Mick eventually formed a singing group called the Nomonics, stepping into the lead vocalist spot while still keeping his hands in a little side hustle to keep his pockets fat. By high school, he was already dipping his toes in the game, getting jammed up in December 1970 for possession of second-hand La Party drug that was making waves in the music scene. At the time, the cops had no clue they were locking up a future kingpin. Mick spent his nights doing gigs all over the bay, rubbing elbows with musicians, promoters, and street figures who had more than just music in their portfolio. Some of these cats were plugged in deep, especially in the dope trade. It was through these connections that Mick got his first major plug on China White Heroin. That was the game changer.
Once he locked in that supply, he called a family meeting, put his brothers on notice, and laid out the blueprint. The youngest in the family had just become the shot caller, and nobody questioned it. Everybody fell in line and played their position. 23rd Avenue and East 14th Street transformed into a gold mine. The Momo family's $10 balloons became legendary. Not even Big Fee, the so-called heavyweight in town, could match the China White they were pushing. It was the purest, deadliest product on the streets, and fiends were dropping left and right. Every overdose only made the demand skyrocket. The cops took notice too. Anyone caught with it wasn't just getting hit with possession or intent to sell. They were getting slapped with attempted murder just for dealing it.
To break it down, there were three main types of heroin flooding the streets. China White, imported straight from Asia, this fine powdery heroin was the strongest of them all. Afghan Black coming from Afghanistan, this sticky dark substance made its way through Africa before hitting the US. And Mexican mud, the most common this dark brown gum like heroin came straight from Mexico. When that China White touched down, it came in bricks. Kilos broken down into 40-25 gram pieces. The purest product could take a three-hitter, meaning one piece could be stretched into four 25 gram portions by cutting it with milk sugar or super lactose and baking it down.
There were two ways fiends took their hit. Shooters, they'd melt down Black tar heroin on a spoon, heated up, dropping some cotton, then pull it up into a syringe and shoot it up. Snorters. The powdered form was sifted and mixed with quinine, then piled up on album covers, funneled into balloons and double tied for street sales. At just $10 a pop, business was booming. The Momo family had officially arrived. They weren't just making bread, they were running the whole damn scene.

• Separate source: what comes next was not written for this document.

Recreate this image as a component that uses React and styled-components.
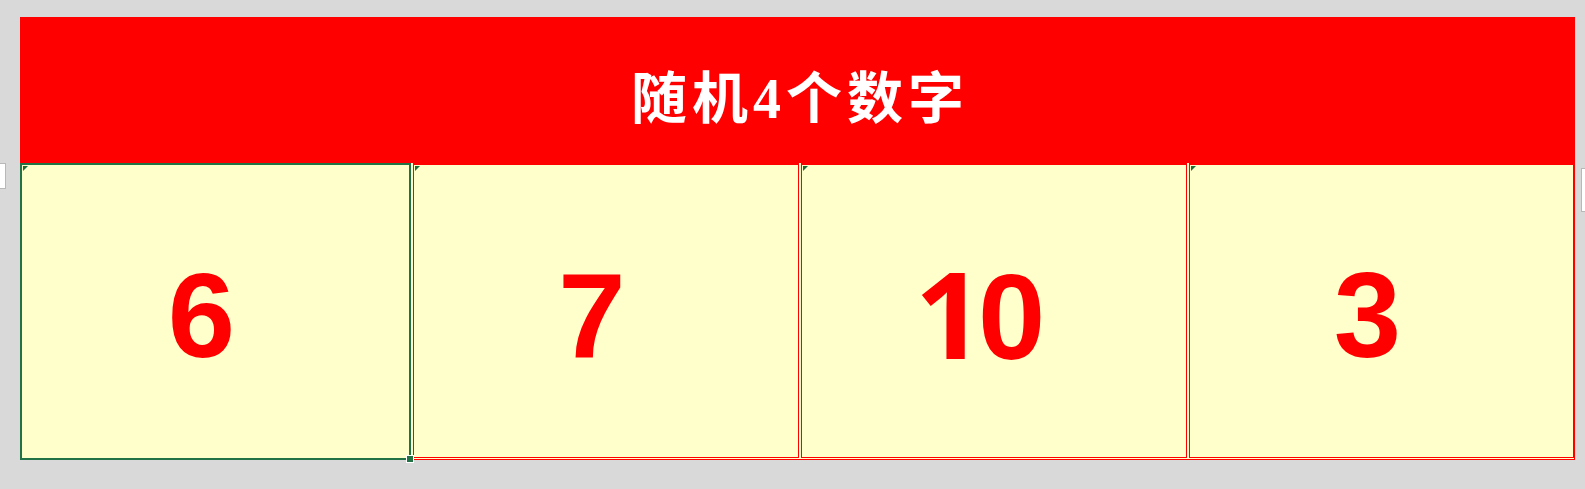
import React from 'react'
import styled, { createGlobalStyle } from 'styled-components'

const numbers = [6, 7, 10, 3]

const GlobalStyle = createGlobalStyle`
  html, body {
    margin: 0;
    padding: 0;
    background: #d9d9d9;
  }
`

const Page = styled.div`
  display: flex;
  align-items: flex-start;
  padding-top: 17px;
  width: 1585px;
  height: 489px;
  box-sizing: border-box;
`

const Stub = styled.div`
  width: ${p => p.w}px;
  height: ${p => p.h}px;
  margin-top: ${p => p.top}px;
  background: #ffffff;
  border: 1px solid #b8b8b8;
  border-left: ${p => (p.side === 'left' ? 'none' : '1px solid #b8b8b8')};
  border-right: ${p => (p.side === 'right' ? 'none' : '1px solid #b8b8b8')};
  box-sizing: border-box;
`

const Sheet = styled.div`
  display: flex;
  flex-direction: column;
  width: 1555px;
  margin: 0 ${p => p.gapRight}px 0 ${p => p.gapLeft}px;
`

const Header = styled.div`
  height: 146px;
  background: #ff0000;
  display: flex;
  align-items: center;
  justify-content: center;
  padding: 6px 0 0 5px;
  box-sizing: border-box;
  color: #ffffff;
  font-family: "Liberation Serif", "Noto Sans CJK SC", serif;
  font-weight: 700;
  font-size: 56px;
  letter-spacing: 5px;
`

const Row = styled.div`
  position: relative;
  display: grid;
  grid-template-columns: 391px 386px 386px 385px;
  column-gap: 2px;
  height: 296px;
  background: #ffffcc;
  border-right: 1px solid #ff0000;
  border-bottom: 1px solid #ff0000;
`

const Cell = styled.div`
  position: relative;
  display: flex;
  align-items: center;
  justify-content: center;
  box-sizing: border-box;
  padding: 8px 28px 0 0;
  height: ${p => (p.selected ? 297 : 295)}px;
  border: ${p => (p.selected ? '2px solid #217346' : '1px solid #ff0000')};
  border-top: 2px solid ${p => (p.selected ? '#217346' : '#ff0000')};
  background: #ffffcc;
  z-index: ${p => (p.selected ? 2 : 1)};

  &::before {
    content: '';
    position: absolute;
    top: 1px;
    left: 1px;
    width: 0;
    height: 0;
    border-top: 5px solid #1e6b3a;
    border-right: 5px solid transparent;
  }
`

const Value = styled.span`
  font-family: "Liberation Sans", Arial, sans-serif;
  font-weight: 700;
  font-size: 121px;
  line-height: 1;
  color: #ff0000;
`

const One = styled.span`
  font-family: "Noto Sans", Roboto, sans-serif;
  font-weight: 700;
  letter-spacing: -6px;
`

const Handle = styled.span`
  position: absolute;
  right: -5px;
  bottom: -5px;
  width: 6px;
  height: 6px;
  background: #217346;
  border: 1px solid #ffffff;
`

const renderNumber = (n) =>
  String(n).split('').map((ch, i) => (ch === '1' ? <One key={i}>1</One> : ch))

export default function App() {
  return (
    <>
      <GlobalStyle />
      <Page>
        <Stub side="left" w={6} h={26} top={146} />
        <Sheet gapLeft={14} gapRight={6}>
          <Header>随机4个数字</Header>
          <Row>
            {numbers.map((n, i) => (
              <Cell key={i} selected={i === 0}>
                <Value>{renderNumber(n)}</Value>
                {i === 0 && <Handle />}
              </Cell>
            ))}
          </Row>
        </Sheet>
        <Stub side="right" w={4} h={44} top={151} />
      </Page>
    </>
  )
}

Mick's inner circle was eating good too. His most trusted cats, Drew Piazza, Tricky Dick, Billy Tate, Pimpy Doo, Big H, and Money were living like kings. If you drove down 23rd Avenue, you'd see Mick's two Bentleys, Drew's yellow drop top Jaguar, and a fleet of benzes, Cadillacs, Lincolns, and Corvettes. It wasn't just the drug game, it was a full-blown empire. Oakland had never witnessed anything like it.
Mick Moe wasn't just making noise in the streets. His presence was unmistakable. When it came to jewelry, he was on a level that Oakland had never witnessed before. His go-to jeweler was Rudy from Spitz, a small mom and pop shop in the Fruitvale district that was becoming legendary for crafting custom pieces for deboys with deep pockets. Mick and his crew spent millions at Spitz lacing themselves in one of a kind pieces that turned heads wherever they rolled. One of Mick's most iconic pieces was a diamond-filled hourglass pendant that became as famous as the man himself. But all that glitter and gold came with a price that nobody could have predicted.
By the mid-seventies, Mick's operation had grown into something unprecedented. The money was flowing faster than anybody could count it. But money and power on the streets always attract heat, and Mick's heat was about to reach a breaking point. Federal agents had been watching, building cases, and waiting for the right moment to strike. The feds didn't just want to bust small-time dealers. They wanted Mick. They wanted the whole operation brought down.
On a cold morning in 1976, the raid came hard and fast. Federal agents kicked down doors across East Oakland, sweeping up Mick, his brothers, and his inner circle. The charges were serious—distribution of heroin, conspiracy, money laundering. But before any trial could go down, Mick's story took a darker turn. Prison politics, rivalries, and the violence that had defined his reign on the streets followed him behind bars. His legacy would be written not just by his success, but by how far the streets would go to protect their own and how quickly empires can crumble.
Mick Moe's reign over Oakland was brief but legendary. He rose from the youngest brother to the most powerful drug trafficker the city had ever seen, transforming his family's name into something that commanded respect and fear in equal measure. His influence stretched across neighborhoods, his wealth seemed boundless, and his style was unmatched. But like all street empires built on heroin and violence, his empire was destined to fall. The money, the cars, the jewelry—none of it could protect him from the federal government's determination to dismantle everything he'd built. Mick Moe's story is a cautionary tale of ambition without boundaries, of how quickly the streets can elevate you and just as quickly destroy you. He remains a figure of mythology in Oakland's underworld, a reminder of the era when one man with the right connections and the right product could own an entire city. But his legacy also stands as a testament to the devastating impact of the heroin epidemic, the countless lives lost to addiction, and the price that communities pay when drug empires rise and fall. Mick Moe was Oakland royalty, but even royalty answers to the law.